How does container security integrate with CI and CD pipelines?+
Every tool in this guide offers GitHub Actions, GitLab CI, Jenkins, CircleCI, and Azure DevOps integrations that run scans on image build and fail the pipeline based on configurable severity thresholds. The typical workflow scans on pull request (warns on findings), scans on merge to main (fails the build on critical CVEs), and re-scans nightly in the registry to catch newly disclosed vulnerabilities in existing images. Webhook-based admission controllers on Kubernetes can block deployment of non-compliant images.
What compliance frameworks do container security tools cover?+
Most enterprise platforms (Snyk, Sysdig, Prisma Cloud, Aqua) provide pre-built policy packs for CIS Docker Benchmark, CIS Kubernetes Benchmark, NIST 800-190, PCI DSS, HIPAA, SOC 2, and GDPR. The policy packs automate the technical control checks (image scanning, network policy, RBAC review) and generate audit reports. They do not cover the procedural and organizational controls required by these frameworks. Combine the tooling with documented processes for a complete compliance posture.

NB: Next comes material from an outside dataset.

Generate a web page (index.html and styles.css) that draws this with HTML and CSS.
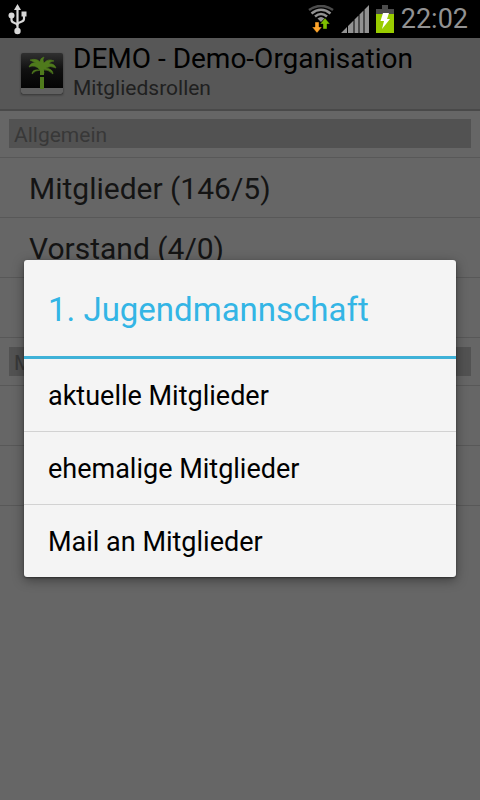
FILE: index.html
```html
<!DOCTYPE html>
<html lang="de">
<head>
<meta charset="utf-8">
<meta name="viewport" content="width=device-width, initial-scale=1">
<title>Mitgliedsrollen</title>
<link rel="stylesheet" href="styles.css">
</head>
<body>
<div class="status">
  <svg class="usb" width="20" height="32" viewBox="0 0 20 32" fill="#d8d8d8" stroke="#d8d8d8">
    <path d="M9.500 0 L13 6 H6z" stroke="none"/>
    <path d="M9.500 5V28M3.500 12V16C3.500 20 9.500 18 9.500 22M16 10V15C16 19 9.500 17 9.500 21" fill="none" stroke-width="2.200"/>
    <circle cx="3.500" cy="11.500" r="3" stroke="none"/>
    <path d="M13.500 7.500h5v5h-5z" stroke="none"/>
    <circle cx="9.500" cy="27" r="3.200" stroke="none"/>
  </svg>
  <div class="tray">
    <svg width="26" height="28" viewBox="0 0 26 28">
      <g fill="none" stroke-width="2.600">
        <path d="M1 5Q13-3 25 5" stroke="#4c4c4c"/>
        <path d="M3.500 8.500Q13 1 22.500 8.500" stroke="#929292"/>
        <path d="M7 11.500Q13 6.500 19 11.500" stroke="#929292"/>
      </g>
      <path d="M9.500 13.500Q13 10.500 16.500 13.500L13 17z" fill="#929292"/>
      <path d="M7 17h4v5h3l-5 6-5-6h3z" fill="#ffa52b" stroke="#000" stroke-width=".4"/>
      <path d="M15 24h4v-5h3l-5-6-5 6h3z" fill="#7fbf00" stroke="#000" stroke-width=".4"/>
    </svg>
    <svg width="28" height="28" viewBox="0 0 28 28" fill="#929292">
      <path d="M0 28L6 22V28zM7 28V21L12.500 15.500V28zM13.500 28V14.500L17.500 10.500V28zM18.500 28V9.500L22.500 5.500V28zM23.500 28V4.500L28 0V28z"/>
    </svg>
    <svg width="18" height="28" viewBox="0 0 18 28">
      <path d="M6 0h6v4h6v8H0V4h6z" fill="#4c4c4c"/>
      <path d="M0 9h18v19H0z" fill="#99cc00"/>
      <path d="M7 8h6l-2 6h3L6 24l2-8H4.500z" fill="#fff"/>
    </svg>
    <span class="clock">22:02</span>
  </div>
</div>
<div class="screen">
  <header class="bar">
    <svg class="logo" width="44" height="44" viewBox="0 0 44 44">
      <defs><linearGradient id="g" x1="0" y1="0" x2="0" y2="1"><stop offset="0" stop-color="#303030"/><stop offset=".4" stop-color="#101010"/><stop offset="1" stop-color="#000"/></linearGradient></defs>
      <rect x="1" y="1" width="42" height="41" rx="2" fill="url(#g)"/>
      <path d="M1 36H43V40Q43 42 41 42H3Q1 42 1 40z" fill="#606060"/>
      <g fill="#4f7a1c">
        <path d="M20 18Q15 12 9 15Q11 10 16 11L10 8Q17 6 20 10Q20 6 24 5Q22 8 24 11Q28 6 34 9Q30 9 29 12Q34 11 36 16Q30 13 26 16Q33 17 33 22Q28 17 23 18Q25 21 23 23Q22 19 21 18Q15 18 12 22Q12 17 20 18z" stroke="#4f7a1c" stroke-width=".6"/>
        <path d="M20 18h4v5h-4zM20 25h4v12h-4z"/>
      </g>
    </svg>
    <div>
      <h1>DEMO - Demo-Organisation</h1>
      <p>Mitgliedsrollen</p>
    </div>
  </header>
  <main>
    <section>
      <h2>Allgemein</h2>
      <ul>
        <li>Mitglieder (146/5)</li>
        <li>Vorstand (4/0)</li>
        <li></li>
      </ul>
    </section>
    <section>
      <h2>M</h2>
      <ul>
        <li></li>
        <li></li>
      </ul>
    </section>
  </main>
  <div class="shade">
    <div class="dialog" role="dialog" aria-labelledby="title">
      <h2 id="title">1. Jugendmannschaft</h2>
      <button type="button">aktuelle Mitglieder</button>
      <button type="button">ehemalige Mitglieder</button>
      <button type="button">Mail an Mitglieder</button>
    </div>
  </div>
</div>
</body>
</html>
```
FILE: styles.css
```css
* { box-sizing: border-box; margin: 0; padding: 0; }
body {
  min-height: 100vh;
  display: flex;
  flex-direction: column;
  background: #666;
  font-family: Roboto, "Noto Sans", sans-serif;
}
.status {
  height: 38px;
  padding: 0 12px 0 8px;
  display: flex;
  justify-content: space-between;
  background: #000;
}
.usb { margin-top: 4px; }
.tray { display: flex; align-items: center; gap: 7px; }
.clock { color: #929292; font-size: 27px; line-height: 38px; }
.screen { position: relative; flex: 1; }
.bar {
  height: 73px;
  padding: 4px 20px 0;
  display: flex;
  gap: 9px;
  background: #575757;
  border-bottom: 2px solid #494949;
}
.logo { margin-top: 10px; filter: drop-shadow(0 1px 1px #333); }
.bar h1 { font-size: 28px; line-height: 34px; font-weight: 400; color: #000; }
.bar p { font-size: 21px; line-height: 24px; color: #202020; }
section h2 {
  height: 29px;
  margin: 8px 9px 9px;
  padding-left: 5px;
  background: #525252;
  color: #383838;
  font-size: 21px;
  line-height: 32px;
  font-weight: 400;
}
section + section h2 { margin-top: 9px; }
section ul { list-style: none; border-top: 1px solid #585858; }
section li {
  height: 60px;
  padding-left: 29px;
  border-bottom: 1px solid #585858;
  color: #141414;
  font-size: 30px;
  line-height: 61px;
}
.shade {
  position: absolute;
  inset: 0;
  padding: 0 24px 2px;
  display: flex;
  align-items: center;
}
.dialog {
  width: 100%;
  border-radius: 3px;
  background: #f4f4f4;
  box-shadow: 0 3px 12px rgba(0, 0, 0, .4), 0 1px 2px rgba(0, 0, 0, .4);
}
.dialog h2 {
  height: 99px;
  padding-left: 24px;
  border-bottom: 3px solid #3fb2d8;
  color: #33b5e5;
  font-size: 33px;
  line-height: 100px;
  font-weight: 400;
}
.dialog button {
  display: block;
  width: 100%;
  height: 73px;
  padding: 0 24px;
  border: 0;
  border-bottom: 1px solid #d2d2d2;
  background: none;
  color: #000;
  font: 27px/74px Roboto, "Noto Sans", sans-serif;
  text-align: left;
}
.dialog button:last-child { height: 72px; border-bottom: 0; }
```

How do I choose between Snyk, Trivy, and Prisma Cloud?+
Choose Trivy for free open source image scanning in CI with minimal setup, suitable for small teams. Choose Snyk for developer-friendly scanning with strong IDE and Git integration, suitable for teams that prioritize shifting security left. Choose Prisma Cloud (Twistlock) for end-to-end multi-cloud Kubernetes security with full runtime protection, compliance reporting, and enterprise SSO, suitable for organizations running production at scale with regulatory requirements. Pricing scales accordingly from free to six figures annually.